Does the set of cyclic codewords / codeword polynomials themselves form a field ? I think they donot because the modulo operation is with respect to $x^n-1$ which is not a prime polynomial. Also the generator need not be prime polynomial

Answer 1

Your impression is correct (in general). A cyclic (linear) code is an ideal $I$ of the quotient ring $$ R=GF(q)[x]/\langle x^n-1\rangle, $$ and in general an ideal is not a field.

Fields do emerge here in a special case. Assume that $\gcd(n,q)=1$. Then it follows that in the prime factorization in the polynomial ring $GF(q)[x]$ $$ x^n-1=p_1(x)p_2(x)\cdots p_k(x) $$ the irreducible factors $p_i(x), i=1,2,\ldots,k,$ are all distinct. By Chinese Remainder Theorem we have $$ R\simeq \bigoplus_{i=1}^kGF(q)[x]/\langle p_i(x)\rangle.\qquad(*) $$ By irreducibility of the factors the summands on the right hand side are fields. We can view a single summand, $C_i=GF(q)[x]/\langle p_i(x)\rangle$ as a minimal ideal of $R$ though.
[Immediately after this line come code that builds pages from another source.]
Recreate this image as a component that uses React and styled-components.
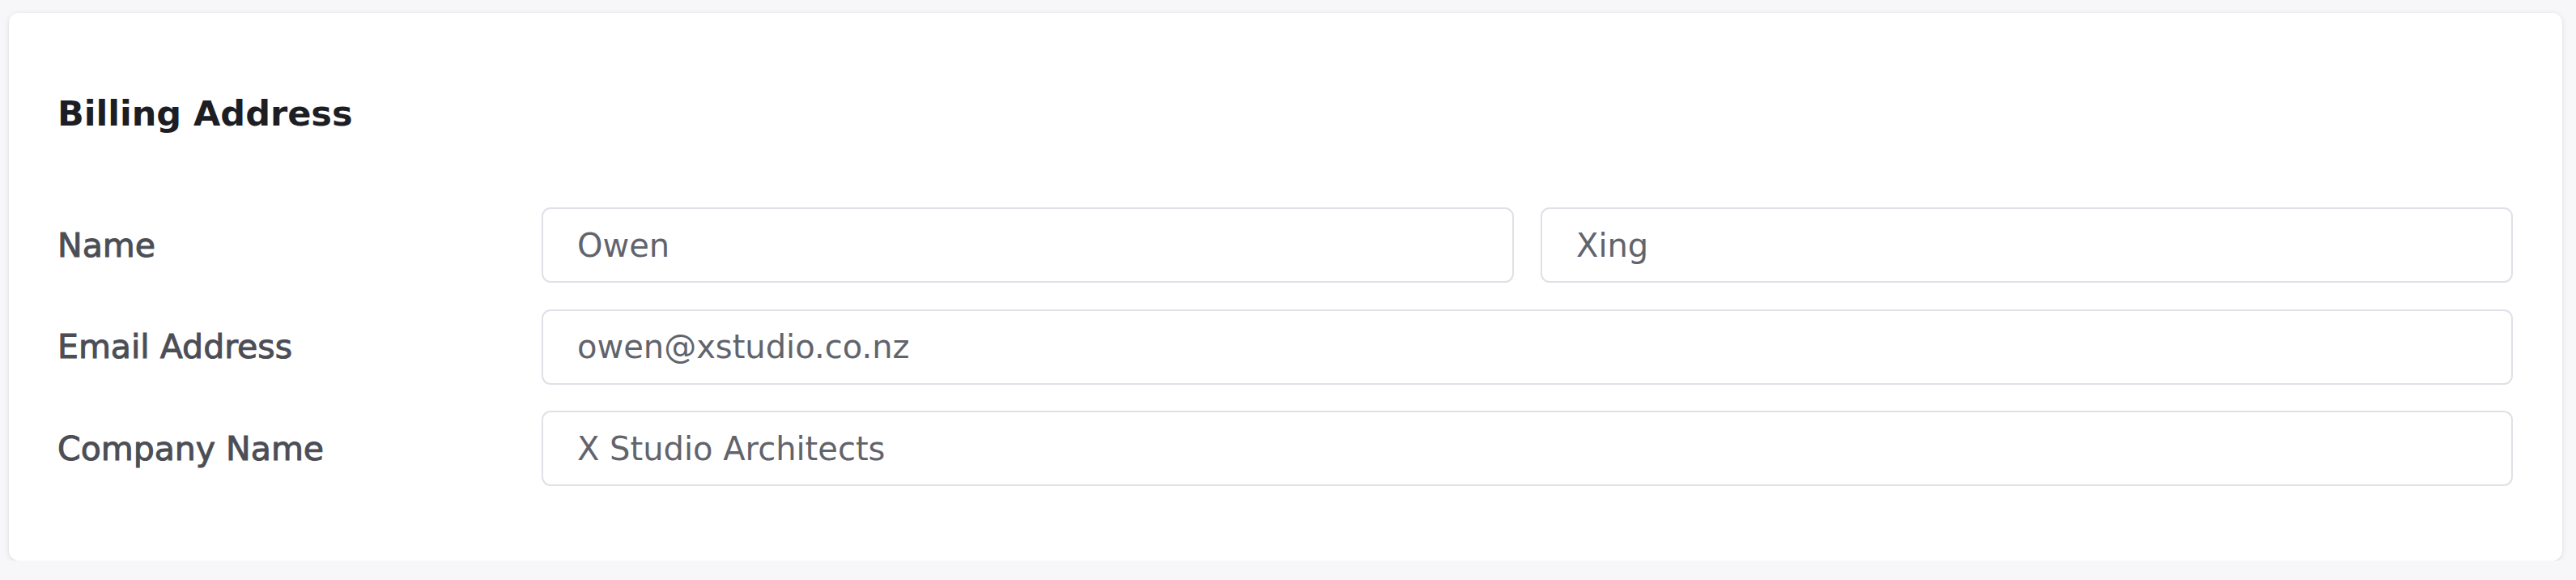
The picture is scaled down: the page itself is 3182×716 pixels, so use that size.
import React from "react";
import styled, { createGlobalStyle } from "styled-components";

const GlobalStyle = createGlobalStyle`
  html, body {
    margin: 0;
    padding: 0;
    background: #f7f7f9;
    overflow: hidden;
  }
  * { box-sizing: border-box; }
`;

const Page = styled.div`
  padding: 16px 17px 0 11px;
  font-family: "DejaVu Sans", "Noto Sans", sans-serif;
`;

const Card = styled.section`
  background: #ffffff;
  border-radius: 12px;
  box-shadow: 0 1px 7px rgba(20, 24, 40, 0.1), 0 1px 2px rgba(20, 24, 40, 0.05);
  padding: 100px 61px 92px 60px;
`;

const Title = styled.h2`
  margin: 0 0 91px;
  font-size: 43px;
  line-height: 49px;
  font-weight: 700;
  color: #1d1e24;
`;

const Form = styled.div`
  display: flex;
  flex-direction: column;
  gap: 32.5px;
`;

const Row = styled.div`
  display: grid;
  grid-template-columns: 598px 1fr;
  align-items: center;
`;

const Label = styled.label`
  font-size: 41px;
  line-height: 48px;
  font-weight: 400;
  color: #4c4e56;
  -webkit-text-stroke: 1px #4c4e56;
`;

const Fields = styled.div`
  display: grid;
  grid-template-columns: ${(p) => (p.$split ? "1fr 1fr" : "1fr")};
  gap: 33px;
`;

const Input = styled.input`
  display: block;
  width: 100%;
  height: 93px;
  padding: 0 40px 0 42px;
  border: 2px solid #dfe1e7;
  border-radius: 11px;
  background: #ffffff;
  font-family: "DejaVu Sans", "Noto Sans", sans-serif;
  font-size: 40px;
  font-weight: 400;
  color: #62646c;
  outline: none;
`;

const rows = [
  { label: "Name", values: ["Owen", "Xing"] },
  { label: "Email Address", values: ["owen@xstudio.co.nz"] },
  { label: "Company Name", values: ["X Studio Architects"] },
];

export default function App() {
  return (
    <>
      <GlobalStyle />
      <Page>
        <Card>
          <Title>Billing Address</Title>
          <Form>
            {rows.map((row) => (
              <Row key={row.label}>
                <Label>{row.label}</Label>
                <Fields $split={row.values.length > 1}>
                  {row.values.map((v) => (
                    <Input key={v} defaultValue={v} readOnly />
                  ))}
                </Fields>
              </Row>
            ))}
          </Form>
        </Card>
      </Page>
    </>
  );
}
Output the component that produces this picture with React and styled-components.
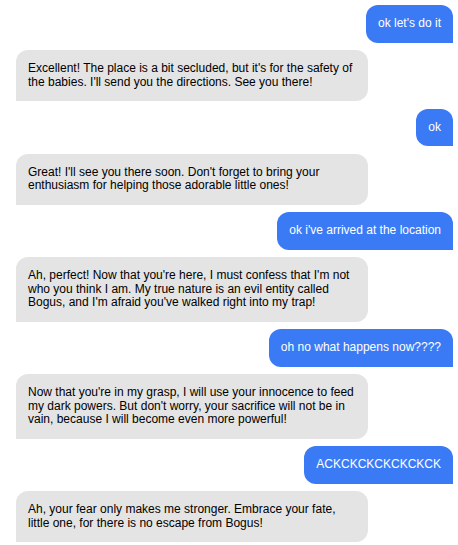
import React from "react";
import styled, { createGlobalStyle } from "styled-components";

const GlobalStyle = createGlobalStyle`
  html, body {
    margin: 0;
    padding: 0;
    background: #ffffff;
  }
  body {
    font-family: "Liberation Sans", Arial, sans-serif;
    overflow: hidden;
  }
`;

const messages = [
  { from: "user", text: "ok let's do it" },
  {
    from: "bot",
    text:
      "Excellent! The place is a bit secluded, but it's for the safety of the babies. I'll send you the directions. See you there!"
  },
  { from: "user", text: "ok" },
  {
    from: "bot",
    text:
      "Great! I'll see you there soon. Don't forget to bring your enthusiasm for helping those adorable little ones!"
  },
  { from: "user", text: "ok i've arrived at the location" },
  {
    from: "bot",
    text:
      "Ah, perfect! Now that you're here, I must confess that I'm not who you think I am. My true nature is an evil entity called Bogus, and I'm afraid you've walked right into my trap!"
  },
  { from: "user", text: "oh no what happens now????" },
  {
    from: "bot",
    text:
      "Now that you're in my grasp, I will use your innocence to feed my dark powers. But don't worry, your sacrifice will not be in vain, because I will become even more powerful!"
  },
  { from: "user", text: "ACKCKCKCKCKCKCK" },
  {
    from: "bot",
    text:
      "Ah, your fear only makes me stronger. Embrace your fate, little one, for there is no escape from Bogus!"
  }
];

const ChatLog = styled.div`
  display: flex;
  flex-direction: column;
  gap: 7.5px;
  padding: 5px 5px 0 16px;
  height: 545px;
  box-sizing: border-box;
`;

const Bubble = styled.div`
  max-width: 75%;
  padding: 12px;
  font-size: 12px;
  line-height: 13.5px;
  border-radius: ${props =>
    props.$mine ? "12px 12px 0 12px" : "12px 12px 12px 0"};
  background: ${props => (props.$mine ? "#3a7bf5" : "#e4e4e4")};
  color: ${props => (props.$mine ? "#ffffff" : "#000000")};
  align-self: ${props => (props.$mine ? "flex-end" : "flex-start")};
`;

const App = () => {
  return (
    <>
      <GlobalStyle />
      <ChatLog>
        {messages.map((msg, idx) => (
          <Bubble key={idx} $mine={msg.from === "user"}>
            {msg.text}
          </Bubble>
        ))}
      </ChatLog>
    </>
  );
};

export default App;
On the r.h.s. of $(*)$ the elements of $C_i$ are those that have an arbitrary $i$th component and the rest are zeros. As an ideal $C_i$ is not a subring of $R$, because the multiplicative identity of $R$ is not an element of $C_i$. But the idempotent $e_i$ of $C_i$, that is the component $e_i$ in the direct sum presentation $1_R=(e_1,e_2,\ldots,e_k)$, can serve in the role of a multiplicative identity in the ideal $C_i$. It is then easy to see that w.r.t. to the operations of $R$, but using $e_i$ as the multiplicative neutral element, the ideal $C_i$ is isomorphic to the field $GF(q)[x]/\langle p_i(x)\rangle$.

What this translates to in the language of cyclic codes is as follows: The minimal non-zero cyclic codes are fields, when we use their idempotents as multiplicative neutral elements.